Published: 05th July 2013 10:05 AM  |   Last Updated: 05th July 2013 10:06 AM   |  A+A-

Dr-George-K-Chandy

Dr George K Chandy, an alumnus of Christian Medical College (CMC) and presently a professor attached to the Department of Microbiology and Molecular Genetics at the School of Medicine, University of California, Irvine, USA, has stumbled upon a compound from the venom of sea animals that could be used to treat obesity and diabetes. A US-based company has already begun fine tuning the drug development process.
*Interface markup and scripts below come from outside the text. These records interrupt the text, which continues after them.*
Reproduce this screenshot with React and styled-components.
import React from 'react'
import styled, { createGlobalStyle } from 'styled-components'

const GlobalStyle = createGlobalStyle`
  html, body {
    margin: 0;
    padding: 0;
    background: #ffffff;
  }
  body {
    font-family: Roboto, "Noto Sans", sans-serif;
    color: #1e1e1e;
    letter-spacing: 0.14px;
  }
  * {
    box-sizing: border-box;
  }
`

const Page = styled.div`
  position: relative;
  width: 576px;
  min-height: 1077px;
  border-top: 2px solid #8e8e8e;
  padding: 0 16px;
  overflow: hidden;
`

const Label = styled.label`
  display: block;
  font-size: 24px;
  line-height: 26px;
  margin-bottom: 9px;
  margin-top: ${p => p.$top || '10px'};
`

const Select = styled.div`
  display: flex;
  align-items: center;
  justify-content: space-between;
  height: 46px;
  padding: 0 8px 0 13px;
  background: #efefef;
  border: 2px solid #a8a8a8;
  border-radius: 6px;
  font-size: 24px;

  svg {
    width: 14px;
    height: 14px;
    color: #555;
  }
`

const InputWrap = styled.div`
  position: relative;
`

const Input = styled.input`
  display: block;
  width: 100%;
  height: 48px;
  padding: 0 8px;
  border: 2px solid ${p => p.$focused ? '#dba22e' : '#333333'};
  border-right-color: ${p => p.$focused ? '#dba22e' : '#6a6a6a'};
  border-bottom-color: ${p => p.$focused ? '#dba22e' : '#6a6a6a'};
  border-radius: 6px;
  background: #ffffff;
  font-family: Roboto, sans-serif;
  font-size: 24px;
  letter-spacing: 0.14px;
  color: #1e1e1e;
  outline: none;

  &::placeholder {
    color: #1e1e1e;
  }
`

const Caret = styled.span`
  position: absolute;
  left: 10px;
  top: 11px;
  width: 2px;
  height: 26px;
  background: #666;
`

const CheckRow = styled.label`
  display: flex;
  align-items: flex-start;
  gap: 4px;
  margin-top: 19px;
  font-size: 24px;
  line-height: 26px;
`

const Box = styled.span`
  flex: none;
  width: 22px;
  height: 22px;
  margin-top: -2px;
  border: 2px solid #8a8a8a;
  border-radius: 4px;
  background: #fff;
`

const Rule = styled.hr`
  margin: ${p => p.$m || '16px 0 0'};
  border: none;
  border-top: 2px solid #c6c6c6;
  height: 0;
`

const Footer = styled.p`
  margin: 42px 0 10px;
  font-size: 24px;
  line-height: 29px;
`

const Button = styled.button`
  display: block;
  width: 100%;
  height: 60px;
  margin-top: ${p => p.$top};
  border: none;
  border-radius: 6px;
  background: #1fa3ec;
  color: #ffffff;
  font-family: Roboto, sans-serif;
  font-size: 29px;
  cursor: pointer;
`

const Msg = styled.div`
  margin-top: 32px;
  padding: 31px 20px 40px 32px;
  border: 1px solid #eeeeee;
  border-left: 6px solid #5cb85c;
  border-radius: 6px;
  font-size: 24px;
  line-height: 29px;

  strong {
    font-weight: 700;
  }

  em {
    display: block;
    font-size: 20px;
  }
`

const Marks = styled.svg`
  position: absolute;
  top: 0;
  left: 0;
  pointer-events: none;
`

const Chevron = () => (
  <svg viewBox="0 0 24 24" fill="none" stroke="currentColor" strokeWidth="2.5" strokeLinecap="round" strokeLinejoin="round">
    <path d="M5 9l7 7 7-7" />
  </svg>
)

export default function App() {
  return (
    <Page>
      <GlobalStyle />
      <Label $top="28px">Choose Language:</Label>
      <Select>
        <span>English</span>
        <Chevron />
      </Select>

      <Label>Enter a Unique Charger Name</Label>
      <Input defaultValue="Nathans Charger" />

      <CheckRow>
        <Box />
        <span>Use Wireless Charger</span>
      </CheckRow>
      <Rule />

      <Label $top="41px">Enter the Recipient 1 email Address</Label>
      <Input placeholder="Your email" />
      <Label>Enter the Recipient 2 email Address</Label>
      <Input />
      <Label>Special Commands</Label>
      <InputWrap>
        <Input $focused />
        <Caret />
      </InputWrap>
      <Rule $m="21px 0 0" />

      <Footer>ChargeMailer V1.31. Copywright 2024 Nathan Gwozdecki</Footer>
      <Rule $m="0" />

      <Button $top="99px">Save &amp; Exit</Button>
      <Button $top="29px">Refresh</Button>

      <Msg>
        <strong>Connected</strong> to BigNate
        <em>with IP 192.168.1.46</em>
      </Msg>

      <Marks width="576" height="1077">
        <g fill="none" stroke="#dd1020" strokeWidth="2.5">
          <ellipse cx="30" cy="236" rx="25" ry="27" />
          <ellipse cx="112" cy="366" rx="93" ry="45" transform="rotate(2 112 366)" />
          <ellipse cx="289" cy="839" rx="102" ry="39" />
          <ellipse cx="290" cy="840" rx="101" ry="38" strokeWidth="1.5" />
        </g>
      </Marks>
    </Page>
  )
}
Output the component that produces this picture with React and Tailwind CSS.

Chandy, who was here to take part in the three-day 11th Scientific Symposium on Endocrine Tumours, organised by CMC, in an exclusive interview to Express, said, the molecular gifts of toxic animals offered hope in the fight against a host of diseases. “Venom from many animals opened up new avenues of pharmacology, as the properties that make venom deadly also make it valuable,” he said.

Intense Research

In the 1990s, Chandy focused on the venom from the ‘sun anemone’ that contained peptides, which was found to be useful in treating autoimmune diseases. It was found that the compound targeted three compounds -- fat, cholesterol and blood sugar -- in one go. “The sun anemone venom also holds promise in treating diseases like multiple sclerosis, rheumatoid arthritis, psoriasis and lupus,” he added. The findings of the breakthrough study were published last month in the proceedings of the National Academy of Sciences in the USA.

ShK-186 Magic

The study revealed a synthetic compound (ShK-186), derived from the sun anemone, selectively blocked the activity of a protein that promotes inflammation through the Kv1.3 potassium channel, which regulates cell membranes and a variety of cellular processes. The unique mechanism of ShK-186 is expected to have broad utilization across multiple therapeutic disciplines, such as autoimmune diseases and obesity.

How it Works

Chandy, who has 30 years experience in working with venom toxins, said, venom targets particular molecules; when it is these molecules that have to be controlled in order to threat a diseases, the venom becomes the best bet.

“Venom works fast and is highly specific. Its active components target particular molecules, fitting into them like keys into locks. Most medicines also work the same way,” he pointed out. Chandy said the compound worked by activating the body’s brown fat to reduce the white fat, present in the abdomen and liver.

The study also presented evidence that the drug candidate showed positive results in a phase 1 safety clinical trial. He said the drug could be out soon. “It is only a matter of time before it comes out,” he said.